Sundance's division of the elementary particles into preons appears also in my earlier paper here:
http://brannenworks.com/a_fer.pdf

By the way, if I'd known people were quoting me over here (on the subject of mass generation no less) I'd certainly have paid more attention!

Carl

 

[Kea]

...you're really going to like my freshly minted paper extending Koide's mass formula to the neutrinos:
http://brannenworks.com/MASSES.pdf

Hi Carl

Goodness, I had no idea that the known figures for neutrino oscillations were already that good. And you get precisely those values...as well as the Koide formula for charged leptons...and so simple. Well, I must say I am glad that you decided to visit us over here! By the way, I wouldn't exactly call the neutrino experiments 'primitive'...I suspect some of them are really quite sophisticated.

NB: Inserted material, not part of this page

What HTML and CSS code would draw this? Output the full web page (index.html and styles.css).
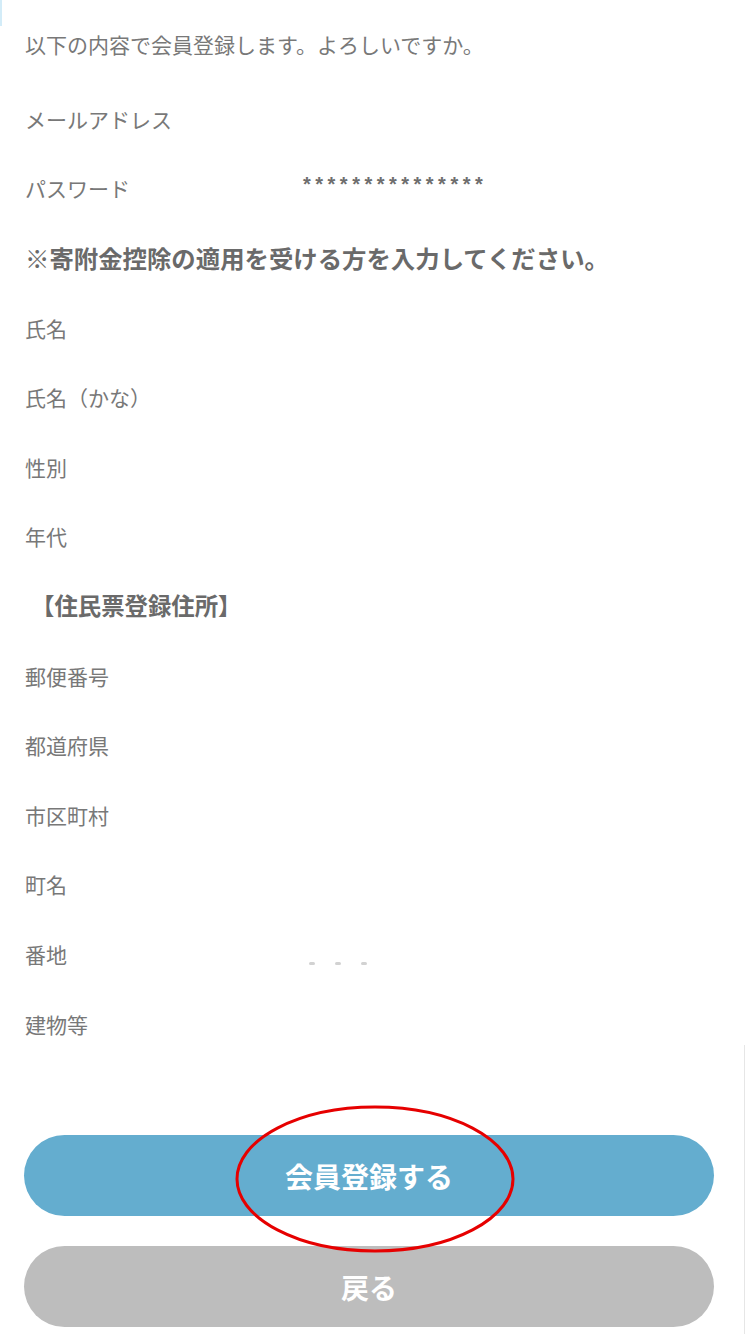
FILE: index.html
```html
<!DOCTYPE html>
<html lang="ja">
<head>
<meta charset="utf-8">
<title>会員登録確認</title>
<link rel="stylesheet" href="styles.css">
</head>
<body>
<div class="edge-left"></div>
<div class="edge-right"></div>
<main class="page">
  <p class="intro">以下の内容で会員登録します。よろしいですか。</p>
  <dl class="rows">
    <div class="row"><dt>メールアドレス</dt><dd></dd></div>
    <div class="row"><dt>パスワード</dt><dd class="mask">***************</dd></div>
    <div class="row heading">※寄附金控除の適用を受ける方を入力してください。</div>
    <div class="row"><dt>氏名</dt><dd></dd></div>
    <div class="row"><dt>氏名（かな）</dt><dd></dd></div>
    <div class="row"><dt>性別</dt><dd></dd></div>
    <div class="row"><dt>年代</dt><dd></dd></div>
    <div class="row section">【住民票登録住所】</div>
    <div class="row"><dt>郵便番号</dt><dd></dd></div>
    <div class="row"><dt>都道府県</dt><dd></dd></div>
    <div class="row"><dt>市区町村</dt><dd></dd></div>
    <div class="row"><dt>町名</dt><dd></dd></div>
    <div class="row"><dt>番地</dt><dd class="dots"><span></span><span></span><span></span></dd></div>
    <div class="row"><dt>建物等</dt><dd></dd></div>
  </dl>
  <div class="actions">
    <div class="primary-wrap">
      <button class="btn btn-primary" type="button">会員登録する</button>
      <svg class="mark" viewBox="0 0 282 150" width="282" height="150" aria-hidden="true">
        <ellipse cx="141" cy="75" rx="138" ry="72" fill="none" stroke="#e60000" stroke-width="3"/>
      </svg>
    </div>
    <button class="btn btn-back" type="button">戻る</button>
  </div>
</main>
</body>
</html>
```

FILE: styles.css
```css
html, body {
  margin: 0;
  padding: 0;
  background: #ffffff;
}

body {
  font-family: "Noto Sans CJK JP", "Noto Sans", sans-serif;
  color: #787878;
  width: 750px;
  height: 1334px;
  overflow: hidden;
  position: relative;
}

.edge-left {
  position: absolute;
  left: 0;
  top: 0;
  width: 2px;
  height: 26px;
  background: #d3ecf8;
}

.edge-right {
  position: absolute;
  left: 744px;
  top: 1045px;
  width: 1px;
  height: 289px;
  background: #e6e6e6;
}

.page {
  padding: 9px 0 0 25px;
}

.intro {
  margin: 0;
  height: 75px;
  line-height: 70px;
  font-size: 21px;
}

.rows {
  margin: 0;
}

.row {
  display: grid;
  grid-template-columns: 278px 1fr;
  align-items: center;
  height: 69.6px;
  font-size: 21px;
}

.row dt,
.row dd {
  margin: 0;
}

.mask {
  letter-spacing: 4.5px;
  color: #6e6e6e;
  font-family: "Liberation Sans", sans-serif;
  font-weight: bold;
  font-size: 20px;
  margin-top: -8px !important;
}

.heading,
.section {
  display: block;
  line-height: 69.6px;
  font-weight: bold;
  color: #6a6a6a;
}

.heading {
  font-size: 24.4px;
}

.section {
  font-size: 23.4px;
  margin-left: 6px;
}

.dots {
  display: flex;
  gap: 20px;
  padding-left: 6px;
  padding-top: 20px;
}

.dots span {
  width: 6px;
  height: 3px;
  border-radius: 2px;
  background: #d2d2d2;
}

.actions {
  margin-top: 77px;
  width: 690px;
  margin-left: -1px;
  display: flex;
  flex-direction: column;
  gap: 30px;
}

.primary-wrap {
  position: relative;
}

.btn {
  display: block;
  width: 100%;
  height: 81px;
  border: none;
  border-radius: 41px;
  color: #ffffff;
  font-family: "Noto Sans CJK JP", "Noto Sans", sans-serif;
  font-size: 28px;
  font-weight: bold;
  padding: 0;
}

.btn-primary {
  background: #64adcf;
}

.btn-back {
  background: #bdbdbd;
}

.mark {
  position: absolute;
  left: 210px;
  top: -31px;
  pointer-events: none;
}
```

Here's to the next decimal place! Must fill my glass with some of that sweet Sri Lankan coconut brandy...

 

[marcus]

Baez TWF #233 is out, mentions the Sundance + PI paper

http://math.ucr.edu/home/baez/week233.html

===quote===
May 20, 2006
This Week's Finds in Mathematical Physics (Week 233)
John Baez

On Tuesday I'm supposed to talk with Lee Smolin about an idea he's
been working on with Fotini Markopoulou and Sundance Bilson-Thompson.
This idea relates the elementary particles in one generation of the
Standard Model to certain 3-strand framed braids:

1) Sundance O. Bilson-Thompson, A topological model of composite preons,
available as hep-ph/0503213.

2) Sundance O. Bilson-Thompson, Fotini Markopoulou, and Lee Smolin,
Quantum gravity and the Standard Model, hep-th/0603022.

It's a very speculative idea: they've found some interesting ...

===endquote===

 

[lqg]

I guess I should keep my mouth shut in this thread.